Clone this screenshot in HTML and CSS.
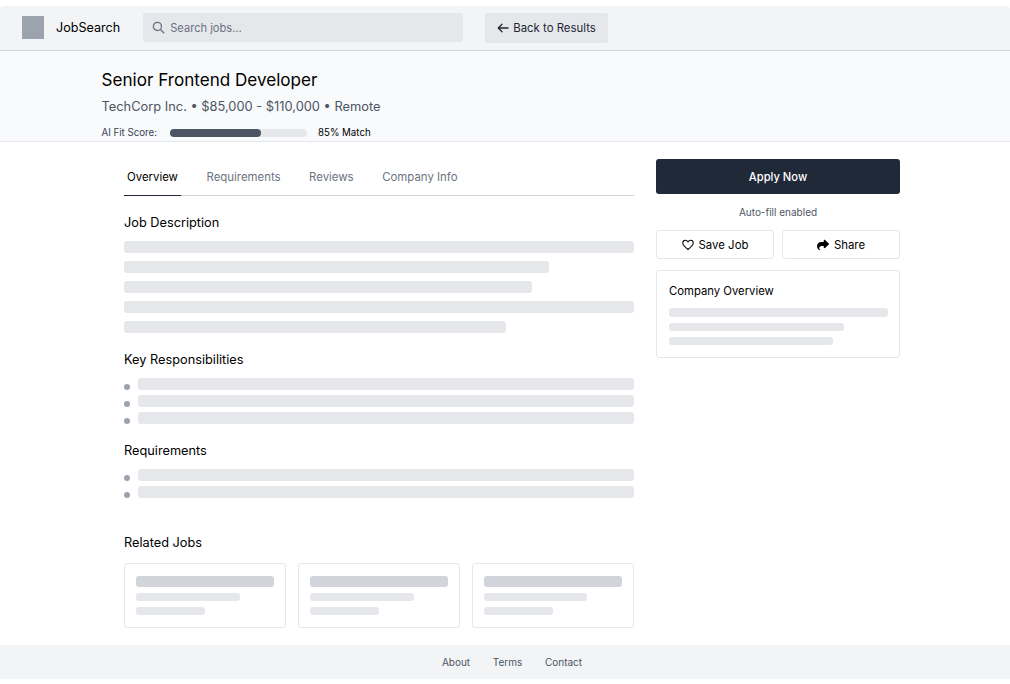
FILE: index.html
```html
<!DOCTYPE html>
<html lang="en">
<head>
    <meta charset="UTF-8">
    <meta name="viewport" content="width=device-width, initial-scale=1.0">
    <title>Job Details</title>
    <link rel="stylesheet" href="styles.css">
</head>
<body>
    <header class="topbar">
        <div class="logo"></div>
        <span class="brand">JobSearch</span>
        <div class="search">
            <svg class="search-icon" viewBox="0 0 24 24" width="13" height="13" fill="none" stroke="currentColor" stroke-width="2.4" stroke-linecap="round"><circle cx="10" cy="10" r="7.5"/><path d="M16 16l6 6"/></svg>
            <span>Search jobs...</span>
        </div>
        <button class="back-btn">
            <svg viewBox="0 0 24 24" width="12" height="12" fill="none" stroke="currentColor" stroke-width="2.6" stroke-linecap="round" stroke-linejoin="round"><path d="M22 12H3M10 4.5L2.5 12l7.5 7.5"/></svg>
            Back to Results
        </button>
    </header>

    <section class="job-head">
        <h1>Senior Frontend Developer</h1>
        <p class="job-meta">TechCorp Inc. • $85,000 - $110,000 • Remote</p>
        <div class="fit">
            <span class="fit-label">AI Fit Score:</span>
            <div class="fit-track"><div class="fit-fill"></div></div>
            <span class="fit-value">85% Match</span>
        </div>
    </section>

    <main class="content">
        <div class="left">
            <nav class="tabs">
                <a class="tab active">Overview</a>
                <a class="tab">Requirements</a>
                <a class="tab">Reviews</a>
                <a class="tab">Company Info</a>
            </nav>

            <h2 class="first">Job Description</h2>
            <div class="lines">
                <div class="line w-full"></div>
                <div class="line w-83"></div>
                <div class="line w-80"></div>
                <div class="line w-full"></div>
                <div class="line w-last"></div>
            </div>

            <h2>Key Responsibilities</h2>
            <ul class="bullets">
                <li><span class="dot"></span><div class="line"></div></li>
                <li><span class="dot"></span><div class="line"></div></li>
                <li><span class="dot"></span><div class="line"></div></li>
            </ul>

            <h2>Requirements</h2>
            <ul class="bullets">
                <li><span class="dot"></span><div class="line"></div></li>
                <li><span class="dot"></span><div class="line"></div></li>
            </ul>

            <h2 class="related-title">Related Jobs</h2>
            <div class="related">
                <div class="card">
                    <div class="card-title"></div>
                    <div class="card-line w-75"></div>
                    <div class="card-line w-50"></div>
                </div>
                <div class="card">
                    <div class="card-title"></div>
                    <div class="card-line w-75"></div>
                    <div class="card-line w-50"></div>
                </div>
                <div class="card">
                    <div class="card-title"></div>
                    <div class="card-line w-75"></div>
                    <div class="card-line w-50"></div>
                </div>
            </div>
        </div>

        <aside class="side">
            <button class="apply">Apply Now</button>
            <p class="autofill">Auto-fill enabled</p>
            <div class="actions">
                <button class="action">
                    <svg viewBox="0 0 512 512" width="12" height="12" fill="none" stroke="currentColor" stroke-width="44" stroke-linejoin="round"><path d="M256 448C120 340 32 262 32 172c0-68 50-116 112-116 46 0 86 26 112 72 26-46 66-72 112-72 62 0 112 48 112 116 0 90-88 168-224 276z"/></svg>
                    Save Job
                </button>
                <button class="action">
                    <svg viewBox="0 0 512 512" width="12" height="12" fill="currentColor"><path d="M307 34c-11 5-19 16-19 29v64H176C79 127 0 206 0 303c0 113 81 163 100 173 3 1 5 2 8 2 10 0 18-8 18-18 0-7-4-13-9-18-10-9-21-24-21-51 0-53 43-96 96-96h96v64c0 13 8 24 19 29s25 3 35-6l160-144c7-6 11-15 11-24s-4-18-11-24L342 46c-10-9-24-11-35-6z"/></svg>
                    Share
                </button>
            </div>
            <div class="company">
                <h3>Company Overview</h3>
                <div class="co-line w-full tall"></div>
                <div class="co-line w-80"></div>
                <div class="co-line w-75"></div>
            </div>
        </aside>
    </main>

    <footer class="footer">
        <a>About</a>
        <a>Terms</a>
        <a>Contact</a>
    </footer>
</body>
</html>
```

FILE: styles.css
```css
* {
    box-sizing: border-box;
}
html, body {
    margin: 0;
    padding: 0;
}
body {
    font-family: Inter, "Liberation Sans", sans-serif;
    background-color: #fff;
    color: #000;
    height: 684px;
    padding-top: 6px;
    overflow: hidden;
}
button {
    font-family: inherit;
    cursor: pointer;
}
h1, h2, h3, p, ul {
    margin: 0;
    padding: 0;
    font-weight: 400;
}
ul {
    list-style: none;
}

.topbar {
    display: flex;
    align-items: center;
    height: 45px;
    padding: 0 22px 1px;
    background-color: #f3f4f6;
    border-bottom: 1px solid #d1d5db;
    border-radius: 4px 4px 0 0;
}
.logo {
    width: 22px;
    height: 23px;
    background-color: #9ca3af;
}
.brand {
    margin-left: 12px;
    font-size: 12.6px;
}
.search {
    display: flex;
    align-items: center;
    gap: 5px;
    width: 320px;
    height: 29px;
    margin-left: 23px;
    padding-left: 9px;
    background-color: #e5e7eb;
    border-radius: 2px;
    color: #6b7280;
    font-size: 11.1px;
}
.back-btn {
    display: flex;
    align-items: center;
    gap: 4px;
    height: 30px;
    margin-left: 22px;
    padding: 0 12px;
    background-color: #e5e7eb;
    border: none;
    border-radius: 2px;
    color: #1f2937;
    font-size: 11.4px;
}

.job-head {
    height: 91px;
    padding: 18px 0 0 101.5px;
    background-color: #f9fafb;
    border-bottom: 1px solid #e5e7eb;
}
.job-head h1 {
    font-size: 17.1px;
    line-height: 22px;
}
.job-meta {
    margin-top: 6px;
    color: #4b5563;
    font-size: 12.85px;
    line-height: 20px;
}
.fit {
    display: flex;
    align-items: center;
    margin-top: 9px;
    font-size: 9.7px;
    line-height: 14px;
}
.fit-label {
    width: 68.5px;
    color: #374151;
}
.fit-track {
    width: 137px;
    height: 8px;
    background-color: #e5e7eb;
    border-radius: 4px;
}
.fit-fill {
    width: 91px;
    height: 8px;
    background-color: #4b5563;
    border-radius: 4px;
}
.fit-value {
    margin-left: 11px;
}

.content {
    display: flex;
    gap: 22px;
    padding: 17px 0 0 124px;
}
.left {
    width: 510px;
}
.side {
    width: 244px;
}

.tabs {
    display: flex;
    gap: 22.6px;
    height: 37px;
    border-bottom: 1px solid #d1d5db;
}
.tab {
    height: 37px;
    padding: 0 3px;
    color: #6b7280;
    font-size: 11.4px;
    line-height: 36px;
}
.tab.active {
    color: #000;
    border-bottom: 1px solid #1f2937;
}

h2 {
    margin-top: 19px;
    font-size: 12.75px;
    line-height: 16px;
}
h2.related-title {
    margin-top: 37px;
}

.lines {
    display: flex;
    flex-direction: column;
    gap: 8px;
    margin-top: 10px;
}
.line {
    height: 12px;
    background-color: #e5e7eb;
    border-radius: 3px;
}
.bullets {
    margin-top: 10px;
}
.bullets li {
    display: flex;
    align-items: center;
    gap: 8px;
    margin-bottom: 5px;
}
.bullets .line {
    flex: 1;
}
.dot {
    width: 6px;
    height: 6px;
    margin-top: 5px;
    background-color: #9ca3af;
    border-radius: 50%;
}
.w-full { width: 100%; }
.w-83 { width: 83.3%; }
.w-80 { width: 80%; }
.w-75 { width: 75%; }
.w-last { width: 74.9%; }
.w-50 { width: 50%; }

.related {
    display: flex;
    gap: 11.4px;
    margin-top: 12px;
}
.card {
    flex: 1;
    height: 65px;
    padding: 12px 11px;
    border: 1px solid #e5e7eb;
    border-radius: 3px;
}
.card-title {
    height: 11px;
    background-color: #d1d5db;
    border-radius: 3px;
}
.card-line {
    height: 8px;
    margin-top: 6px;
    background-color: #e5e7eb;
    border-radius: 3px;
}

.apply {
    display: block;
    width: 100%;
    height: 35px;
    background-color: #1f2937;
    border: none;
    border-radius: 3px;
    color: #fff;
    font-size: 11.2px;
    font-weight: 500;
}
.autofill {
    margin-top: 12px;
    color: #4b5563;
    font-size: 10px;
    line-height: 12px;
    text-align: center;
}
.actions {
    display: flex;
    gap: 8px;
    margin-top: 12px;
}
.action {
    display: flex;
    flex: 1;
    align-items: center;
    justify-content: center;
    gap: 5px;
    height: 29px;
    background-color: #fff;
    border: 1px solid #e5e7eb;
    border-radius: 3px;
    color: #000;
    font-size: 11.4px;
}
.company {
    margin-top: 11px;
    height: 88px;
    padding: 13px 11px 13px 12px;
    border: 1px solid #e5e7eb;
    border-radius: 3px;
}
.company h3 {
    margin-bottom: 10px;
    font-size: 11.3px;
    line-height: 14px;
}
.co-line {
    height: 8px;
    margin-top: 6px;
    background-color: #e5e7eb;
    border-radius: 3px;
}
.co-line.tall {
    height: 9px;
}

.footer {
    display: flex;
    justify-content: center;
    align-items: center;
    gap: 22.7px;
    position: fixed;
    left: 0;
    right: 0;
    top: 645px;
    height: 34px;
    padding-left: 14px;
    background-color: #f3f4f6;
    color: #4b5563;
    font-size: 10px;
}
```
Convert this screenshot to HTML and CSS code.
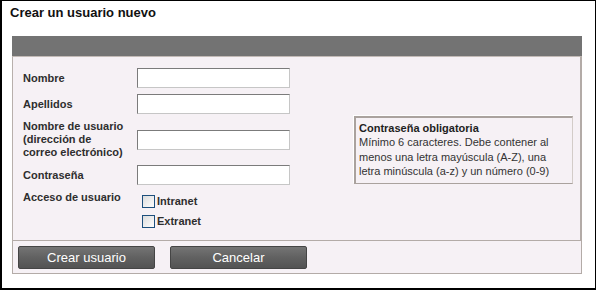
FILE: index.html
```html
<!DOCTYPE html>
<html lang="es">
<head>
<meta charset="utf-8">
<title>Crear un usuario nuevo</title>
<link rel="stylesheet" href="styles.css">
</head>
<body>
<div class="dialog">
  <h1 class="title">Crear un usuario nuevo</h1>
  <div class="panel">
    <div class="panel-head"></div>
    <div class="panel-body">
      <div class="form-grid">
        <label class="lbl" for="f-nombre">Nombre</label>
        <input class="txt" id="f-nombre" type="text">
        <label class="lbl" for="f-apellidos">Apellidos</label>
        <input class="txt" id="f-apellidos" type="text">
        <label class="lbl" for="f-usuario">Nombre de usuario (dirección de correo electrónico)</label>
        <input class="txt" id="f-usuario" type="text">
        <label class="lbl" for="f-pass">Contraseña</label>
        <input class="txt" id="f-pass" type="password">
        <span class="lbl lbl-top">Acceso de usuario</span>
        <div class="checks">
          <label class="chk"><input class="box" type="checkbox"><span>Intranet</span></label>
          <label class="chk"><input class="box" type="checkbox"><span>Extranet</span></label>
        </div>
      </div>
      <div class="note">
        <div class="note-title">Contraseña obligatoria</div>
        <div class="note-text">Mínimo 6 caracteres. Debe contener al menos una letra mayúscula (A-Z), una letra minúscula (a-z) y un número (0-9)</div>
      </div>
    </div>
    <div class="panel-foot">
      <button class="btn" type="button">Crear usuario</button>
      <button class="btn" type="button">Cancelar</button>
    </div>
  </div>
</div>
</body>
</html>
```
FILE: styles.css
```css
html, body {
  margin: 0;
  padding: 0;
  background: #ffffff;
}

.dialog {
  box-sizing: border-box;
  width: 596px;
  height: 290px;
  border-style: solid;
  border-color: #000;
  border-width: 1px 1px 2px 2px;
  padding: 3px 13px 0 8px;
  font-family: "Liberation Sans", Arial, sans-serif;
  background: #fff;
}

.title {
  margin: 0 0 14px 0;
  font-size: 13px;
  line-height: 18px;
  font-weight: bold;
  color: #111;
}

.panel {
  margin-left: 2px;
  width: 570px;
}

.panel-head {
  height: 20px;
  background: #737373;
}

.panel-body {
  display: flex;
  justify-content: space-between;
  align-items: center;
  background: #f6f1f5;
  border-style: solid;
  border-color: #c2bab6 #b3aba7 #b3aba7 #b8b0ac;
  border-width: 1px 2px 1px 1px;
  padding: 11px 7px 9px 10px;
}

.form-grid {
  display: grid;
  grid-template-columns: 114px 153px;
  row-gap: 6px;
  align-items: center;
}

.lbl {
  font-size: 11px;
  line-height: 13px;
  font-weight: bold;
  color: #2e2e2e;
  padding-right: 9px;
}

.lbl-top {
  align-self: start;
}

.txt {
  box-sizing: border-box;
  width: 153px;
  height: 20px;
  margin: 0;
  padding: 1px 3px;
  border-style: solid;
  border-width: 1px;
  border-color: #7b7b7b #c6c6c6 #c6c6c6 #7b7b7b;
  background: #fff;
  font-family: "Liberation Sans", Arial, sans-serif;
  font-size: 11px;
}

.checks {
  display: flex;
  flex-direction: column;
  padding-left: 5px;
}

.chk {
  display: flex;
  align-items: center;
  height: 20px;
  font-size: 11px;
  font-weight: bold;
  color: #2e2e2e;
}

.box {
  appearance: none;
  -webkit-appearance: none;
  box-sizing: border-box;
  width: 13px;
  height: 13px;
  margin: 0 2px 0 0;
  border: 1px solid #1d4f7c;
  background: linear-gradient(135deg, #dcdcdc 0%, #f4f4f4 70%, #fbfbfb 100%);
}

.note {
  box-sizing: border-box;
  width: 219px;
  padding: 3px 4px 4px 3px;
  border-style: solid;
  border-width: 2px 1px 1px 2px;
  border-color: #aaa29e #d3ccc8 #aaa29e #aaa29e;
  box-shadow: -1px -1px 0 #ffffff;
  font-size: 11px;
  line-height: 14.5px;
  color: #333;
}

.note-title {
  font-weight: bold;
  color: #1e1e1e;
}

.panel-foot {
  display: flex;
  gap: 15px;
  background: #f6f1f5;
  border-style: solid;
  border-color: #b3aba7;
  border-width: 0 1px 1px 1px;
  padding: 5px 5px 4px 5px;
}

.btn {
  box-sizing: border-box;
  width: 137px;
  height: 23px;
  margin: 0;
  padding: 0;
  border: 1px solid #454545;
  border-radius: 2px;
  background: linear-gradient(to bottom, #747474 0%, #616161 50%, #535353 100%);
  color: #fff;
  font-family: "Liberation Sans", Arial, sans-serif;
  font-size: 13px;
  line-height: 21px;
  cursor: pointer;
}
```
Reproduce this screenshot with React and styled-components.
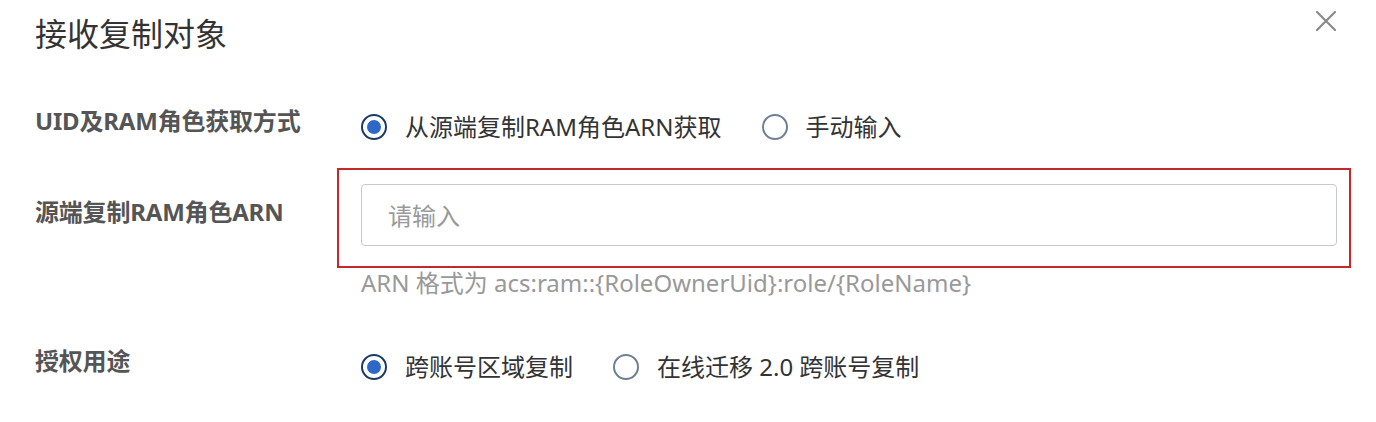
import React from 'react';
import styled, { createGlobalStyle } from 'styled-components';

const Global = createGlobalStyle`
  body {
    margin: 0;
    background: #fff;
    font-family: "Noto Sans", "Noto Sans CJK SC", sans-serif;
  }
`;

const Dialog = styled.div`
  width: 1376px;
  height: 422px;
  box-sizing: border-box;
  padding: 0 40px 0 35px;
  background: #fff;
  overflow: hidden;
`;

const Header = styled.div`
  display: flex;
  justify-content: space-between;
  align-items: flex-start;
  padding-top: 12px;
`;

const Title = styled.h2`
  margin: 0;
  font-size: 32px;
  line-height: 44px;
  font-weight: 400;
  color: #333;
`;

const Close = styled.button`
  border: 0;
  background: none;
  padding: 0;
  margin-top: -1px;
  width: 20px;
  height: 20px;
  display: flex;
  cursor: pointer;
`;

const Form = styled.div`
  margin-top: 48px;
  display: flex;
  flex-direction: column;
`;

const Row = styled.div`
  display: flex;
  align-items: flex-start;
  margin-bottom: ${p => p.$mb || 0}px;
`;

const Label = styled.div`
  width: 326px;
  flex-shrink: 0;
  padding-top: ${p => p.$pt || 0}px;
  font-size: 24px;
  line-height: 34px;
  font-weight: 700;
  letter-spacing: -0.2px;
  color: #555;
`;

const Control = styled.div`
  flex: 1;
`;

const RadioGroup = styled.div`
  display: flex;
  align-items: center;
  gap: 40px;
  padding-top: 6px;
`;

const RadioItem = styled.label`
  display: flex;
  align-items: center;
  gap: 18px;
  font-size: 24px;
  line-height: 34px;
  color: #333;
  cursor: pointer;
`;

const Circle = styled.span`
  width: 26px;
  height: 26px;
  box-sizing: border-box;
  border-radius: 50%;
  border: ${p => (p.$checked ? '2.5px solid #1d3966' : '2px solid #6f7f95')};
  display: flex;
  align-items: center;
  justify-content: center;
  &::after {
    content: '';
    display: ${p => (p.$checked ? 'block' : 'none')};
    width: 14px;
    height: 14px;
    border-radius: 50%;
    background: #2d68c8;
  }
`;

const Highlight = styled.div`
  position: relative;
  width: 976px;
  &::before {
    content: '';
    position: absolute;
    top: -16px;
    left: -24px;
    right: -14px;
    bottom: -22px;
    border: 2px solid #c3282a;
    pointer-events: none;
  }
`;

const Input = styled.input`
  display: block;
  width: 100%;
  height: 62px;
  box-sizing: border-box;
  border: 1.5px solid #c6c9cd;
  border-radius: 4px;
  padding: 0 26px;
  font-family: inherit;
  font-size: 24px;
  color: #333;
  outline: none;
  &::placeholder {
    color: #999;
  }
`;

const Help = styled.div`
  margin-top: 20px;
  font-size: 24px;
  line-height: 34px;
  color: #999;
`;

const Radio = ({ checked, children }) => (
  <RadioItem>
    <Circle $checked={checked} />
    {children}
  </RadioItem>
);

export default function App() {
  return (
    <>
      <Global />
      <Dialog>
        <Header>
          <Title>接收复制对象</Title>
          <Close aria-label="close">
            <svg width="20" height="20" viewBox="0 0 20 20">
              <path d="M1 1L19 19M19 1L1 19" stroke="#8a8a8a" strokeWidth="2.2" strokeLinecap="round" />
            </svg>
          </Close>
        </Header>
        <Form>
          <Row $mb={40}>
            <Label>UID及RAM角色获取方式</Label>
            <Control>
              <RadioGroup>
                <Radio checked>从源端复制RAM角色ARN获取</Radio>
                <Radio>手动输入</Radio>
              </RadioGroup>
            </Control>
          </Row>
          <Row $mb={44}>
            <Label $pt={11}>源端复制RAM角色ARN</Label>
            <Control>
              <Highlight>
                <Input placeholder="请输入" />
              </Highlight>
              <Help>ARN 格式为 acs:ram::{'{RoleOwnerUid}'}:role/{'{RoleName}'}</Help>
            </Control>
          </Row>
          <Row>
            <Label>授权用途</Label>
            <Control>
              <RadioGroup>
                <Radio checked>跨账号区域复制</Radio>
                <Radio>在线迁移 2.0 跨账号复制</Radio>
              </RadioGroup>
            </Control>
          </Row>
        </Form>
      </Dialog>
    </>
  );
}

::::::::

◆ Exercise objective ◆
Pick out every line above that contains the word "this" and copy it.

◆ Result of the task ◆
Clone this screenshot in HTML and CSS.
Convert this screenshot to HTML and CSS code.
Reproduce this screenshot with React and styled-components.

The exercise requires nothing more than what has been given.